1. Field of the Invention
This invention relates to ultrasonic testing and more particularly relates to non-destructive ultrasonic testing technique for the measurement of thickness of a test piece which includes determination of the velocity of ultrasonic energy in the test piece.
2. Discussion of the Relevant Art
There are many ultrasonic instruments which have been used for measuring the thickness from one side of the material with the pulse-echo method. Such instruments require a calibration technique using test blocks of similar material or by knowing the actual acoustic velocity of the material being measured, and then calibrating the instrument correspondingly.
One method requires the use of two or more test samples having the same or similar acoustic velocity as the material to be measured. These test samples have known thicknesses and must cover the range of measurement expected. The readout of the thickness measuring device is calibrated by first setting the zero control on the thinner of the two test pieces, and then setting the span control on the thicker of the two test pieces.
Another calibration technique uses the fact that the ultrasonic thickness measuring instrument can be calibrated in terms of acoustic velocity. If the acoustic velocity of the material being measured is known, this information can be set into the instrument and only one test piece is required to achieve a zero offset.
Material or structure such as pressure containment vessels without two exposed and opposed measurable surfaces are not presently measurable for velocity. The acoustic velocity is a function of the square root of the ratio of the bulk elastic modulus of the test material to its density. In some materials, particularly cast iron, the acoustic velocity may vary from sample to sample plus or minus 15% of a nominal value which is generally considered to be 2.0.times.10.sup.5 inches per second. If the actual acoustic velocity of the material under test is not known, thickness testing by the ultrasonic pulse echo method using a nominal value of acoustic velocity may be quite erroneous.

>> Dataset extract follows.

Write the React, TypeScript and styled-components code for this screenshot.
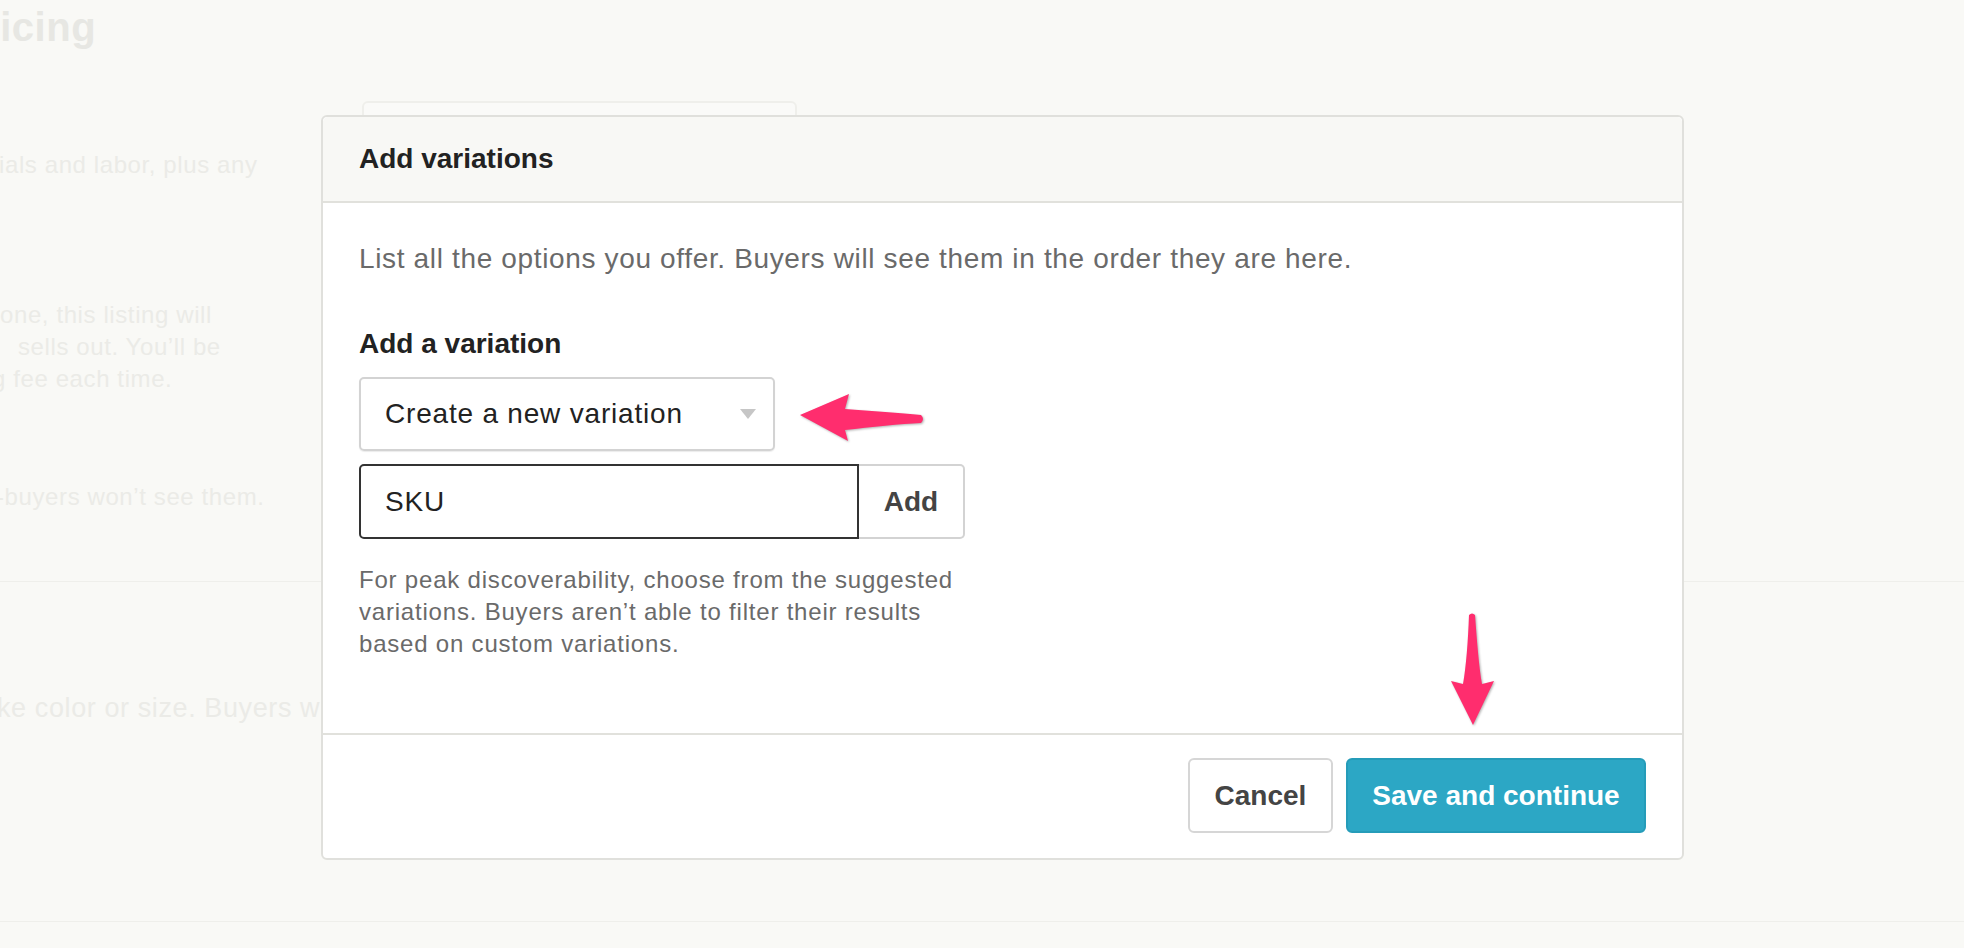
import React from "react";
import styled, { createGlobalStyle } from "styled-components";

const GlobalStyle = createGlobalStyle`
  html, body {
    margin: 0;
    padding: 0;
    background: #f9f9f6;
  }
  * {
    box-sizing: border-box;
  }
`;

const Page = styled.div`
  position: relative;
  width: 1964px;
  height: 948px;
  overflow: hidden;
  background: #f9f9f6;
  font-family: "Liberation Sans", Arial, sans-serif;
`;

/* ---------- faded page behind the dialog ---------- */

const Backdrop = styled.div`
  display: flex;
  flex-direction: column;
  color: #ebebe7;
`;

const TopSection = styled.section`
  height: 582px;
  padding-top: 3px;
  border-bottom: 1px solid #efefeb;
`;

const PageTitle = styled.h1`
  margin: 0 0 0 -43px;
  font-size: 40px;
  line-height: 48px;
  font-weight: 700;
  letter-spacing: 0.5px;
  color: #e7e7e3;
`;

const FieldRow = styled.div`
  display: flex;
  margin-top: 50px;
`;

const LeftCol = styled.div`
  width: 362px;
  padding-top: 48px;
`;

const PriceBox = styled.div`
  width: 435px;
  height: 80px;
  border: 2px solid #efefeb;
  border-radius: 6px;
  background: #fafaf8;
`;

const BgBlock = styled.div<{ $gap: number }>`
  margin-top: ${(p) => p.$gap}px;
`;

const BgText = styled.p<{ $indent: number; $size?: number }>`
  margin: 0 0 0 ${(p) => p.$indent}px;
  font-size: ${(p) => p.$size ?? 24}px;
  line-height: 32px;
  letter-spacing: 0.6px;
  white-space: nowrap;
`;

const VariationsSection = styled.section`
  height: 340px;
  padding-top: 110px;
  border-bottom: 1px solid #efefeb;
`;

/* ---------- dialog ---------- */

const Modal = styled.div`
  position: absolute;
  left: 321px;
  top: 115px;
  width: 1363px;
  display: flex;
  flex-direction: column;
  background: #fff;
  border: 2px solid #e0e0dc;
  border-radius: 6px;
`;

const ModalHeader = styled.div`
  height: 86px;
  display: flex;
  align-items: center;
  padding: 0 36px;
  background: #f8f8f5;
  border-bottom: 2px solid #e1e1dc;
  border-radius: 5px 5px 0 0;
`;

const ModalTitle = styled.h2`
  margin: 0;
  font-size: 28px;
  font-weight: 700;
  color: #222;
`;

const ModalBody = styled.div`
  display: flex;
  flex-direction: column;
  align-items: flex-start;
  padding: 36px 36px 73px;
`;

const Intro = styled.p`
  margin: 0;
  font-size: 28px;
  line-height: 1.4;
  letter-spacing: 0.65px;
  color: #6a6a6a;
`;

const Label = styled.div`
  margin-top: 46px;
  font-size: 28px;
  line-height: 1.4;
  font-weight: 700;
  color: #222;
`;

const Select = styled.div`
  margin-top: 14px;
  width: 416px;
  height: 74px;
  display: flex;
  align-items: center;
  justify-content: space-between;
  padding: 0 17px 0 24px;
  border: 2px solid #d3d3d3;
  border-radius: 5px;
  box-shadow: 0 1px 1px rgba(0, 0, 0, 0.08);
  font-size: 28px;
  letter-spacing: 0.8px;
  color: #222;
`;

const Caret = styled.span`
  width: 0;
  height: 0;
  border-left: 8px solid transparent;
  border-right: 8px solid transparent;
  border-top: 10px solid #c6c6c6;
`;

const InputGroup = styled.div`
  margin-top: 13px;
  display: flex;
  width: 606px;
  height: 75px;
`;

const TextInput = styled.div`
  width: 500px;
  display: flex;
  align-items: center;
  padding-left: 24px;
  border: 2px solid #333;
  border-radius: 5px 0 0 5px;
  font-size: 28px;
  letter-spacing: 0.8px;
  color: #222;
`;

const AddButton = styled.button`
  width: 106px;
  padding: 0;
  background: #fff;
  border: 2px solid #d3d3d3;
  border-left: none;
  border-radius: 0 5px 5px 0;
  font-family: inherit;
  font-size: 28px;
  font-weight: 700;
  color: #444;
`;

const Help = styled.p`
  margin: 25px 0 0;
  width: 606px;
  font-size: 24px;
  line-height: 32px;
  letter-spacing: 0.8px;
  color: #6a6a6a;
`;

const ModalFooter = styled.div`
  display: flex;
  justify-content: flex-end;
  gap: 13px;
  padding: 23px 36px 25px;
  border-top: 2px solid #e1e1dc;
`;

const Button = styled.button<{ $primary?: boolean }>`
  height: 75px;
  width: ${(p) => (p.$primary ? 300 : 145)}px;
  padding: 0;
  border-radius: 6px;
  border: 2px solid ${(p) => (p.$primary ? "#259cb9" : "#d6d6d6")};
  background: ${(p) => (p.$primary ? "#2ca7c5" : "#fff")};
  color: ${(p) => (p.$primary ? "#fff" : "#444")};
  font-family: inherit;
  font-size: 28px;
  font-weight: 700;
`;

/* ---------- annotation arrows ---------- */

const Arrow = styled.svg<{ $x: number; $y: number }>`
  position: absolute;
  left: ${(p) => p.$x}px;
  top: ${(p) => p.$y}px;
  overflow: visible;
  filter: drop-shadow(1px 1px 1px rgba(0, 0, 0, 0.3));
`;

const PINK = "#ff2d6e";

const App = () => {
  return (
    <Page>
      <GlobalStyle />
      <Backdrop>
        <TopSection>
          <PageTitle>Pricing</PageTitle>
          <FieldRow>
            <LeftCol>
              <BgText $indent={-1}>ials and labor, plus any</BgText>
            </LeftCol>
            <PriceBox />
          </FieldRow>
          <BgBlock $gap={118}>
            <BgText $indent={0}>one, this listing will</BgText>
            <BgText $indent={18}>sells out. You’ll be</BgText>
            <BgText $indent={-8}>g fee each time.</BgText>
          </BgBlock>
          <BgBlock $gap={86}>
            <BgText $indent={-4}>-buyers won’t see them.</BgText>
          </BgBlock>
        </TopSection>
        <VariationsSection>
          <BgText $indent={-3} $size={27}>
            ke color or size. Buyers will
          </BgText>
        </VariationsSection>
      </Backdrop>

      <Modal>
        <ModalHeader>
          <ModalTitle>Add variations</ModalTitle>
        </ModalHeader>
        <ModalBody>
          <Intro>
            List all the options you offer. Buyers will see them in the order
            they are here.
          </Intro>
          <Label>Add a variation</Label>
          <Select>
            <span>Create a new variation</span>
            <Caret />
          </Select>
          <InputGroup>
            <TextInput>SKU</TextInput>
            <AddButton>Add</AddButton>
          </InputGroup>
          <Help>
            For peak discoverability, choose from the suggested variations.
            Buyers aren’t able to filter their results based on custom
            variations.
          </Help>
        </ModalBody>
        <ModalFooter>
          <Button>Cancel</Button>
          <Button $primary>Save and continue</Button>
        </ModalFooter>

        <Arrow $x={473} $y={273} width="132" height="56" viewBox="0 0 132 56">
          <path
            d="M4,25 L53,4 L49,19 C75,21 105,23 125,25 Q129,29 125,33 C105,34 75,37 49,40 L52,51 Z"
            fill={PINK}
          />
        </Arrow>
        <Arrow $x={1123} $y={495} width="54" height="116" viewBox="0 0 54 116">
          <path
            d="M23,3 Q26,0 29,3 C31,30 33,55 36,72 L48,69 L27,113 L5,69 L17,72 C20,55 22,30 23,3 Z"
            fill={PINK}
          />
        </Arrow>
      </Modal>
    </Page>
  );
};

export default App;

Accordingly, the present invention provides a new and improved technique for determining the actual acoustic velocity of material to be tested where access to the material may be had from only one side thereof and thereafter measuring the thickness of the material.

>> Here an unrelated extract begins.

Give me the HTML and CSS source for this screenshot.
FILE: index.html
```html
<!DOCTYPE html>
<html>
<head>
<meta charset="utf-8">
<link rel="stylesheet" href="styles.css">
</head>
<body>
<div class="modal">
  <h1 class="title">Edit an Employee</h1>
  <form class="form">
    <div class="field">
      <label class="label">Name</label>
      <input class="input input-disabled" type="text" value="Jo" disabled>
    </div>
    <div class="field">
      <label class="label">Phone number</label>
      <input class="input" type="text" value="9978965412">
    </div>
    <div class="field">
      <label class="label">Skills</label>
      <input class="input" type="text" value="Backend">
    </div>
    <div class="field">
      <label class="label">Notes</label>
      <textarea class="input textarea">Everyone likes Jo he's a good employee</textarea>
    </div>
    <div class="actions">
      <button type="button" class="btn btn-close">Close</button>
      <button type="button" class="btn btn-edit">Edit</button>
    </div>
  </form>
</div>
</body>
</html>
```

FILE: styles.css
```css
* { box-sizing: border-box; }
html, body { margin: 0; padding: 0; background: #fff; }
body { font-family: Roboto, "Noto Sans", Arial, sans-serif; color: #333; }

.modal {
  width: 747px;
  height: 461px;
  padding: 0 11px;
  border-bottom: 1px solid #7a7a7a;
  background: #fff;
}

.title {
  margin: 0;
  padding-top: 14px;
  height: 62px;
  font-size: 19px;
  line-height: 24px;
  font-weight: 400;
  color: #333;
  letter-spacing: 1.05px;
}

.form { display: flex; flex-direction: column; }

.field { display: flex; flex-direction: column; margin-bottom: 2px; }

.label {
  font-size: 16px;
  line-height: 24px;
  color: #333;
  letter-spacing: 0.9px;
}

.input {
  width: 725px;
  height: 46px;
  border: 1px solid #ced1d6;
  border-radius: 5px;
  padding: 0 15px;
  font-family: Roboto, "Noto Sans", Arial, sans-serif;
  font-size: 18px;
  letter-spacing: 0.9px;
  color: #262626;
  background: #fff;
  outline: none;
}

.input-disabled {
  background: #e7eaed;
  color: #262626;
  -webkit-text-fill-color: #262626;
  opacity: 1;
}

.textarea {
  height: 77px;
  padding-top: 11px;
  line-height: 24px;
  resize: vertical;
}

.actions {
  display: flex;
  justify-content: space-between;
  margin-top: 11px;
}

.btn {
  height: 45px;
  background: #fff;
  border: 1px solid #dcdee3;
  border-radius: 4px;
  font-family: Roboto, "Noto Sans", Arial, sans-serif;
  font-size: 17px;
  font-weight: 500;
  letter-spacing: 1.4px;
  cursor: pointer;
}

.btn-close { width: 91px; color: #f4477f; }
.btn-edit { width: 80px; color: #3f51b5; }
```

Ultrasonic test equipment of the pulse-echo type generally may be considered to make thickness measurements using the velocity factor of the material as a base reference. Generally, in such equipment, the time is measured between a transmitted pulse and the received echo. This may be achieved by generating a rectangular waveform whose duration is a measure of the transit time of the acoustic wave between opposed surfaces. Knowing the transit time and the acoustic velocity in the test material then leads to a simple arithmatic determination of the thickness of the material. Most ultrasonic thickness gauging instruments operate on this theory. Typical instruments are the DIGI-SONIC 502 manufactured by Sonic Instruments, Inc. of Trenton, N.J. and also a Model 220, manufactured by the same company. These instruments are portable, designed for field testing, and at least one will be partially described in conjunction with the invention.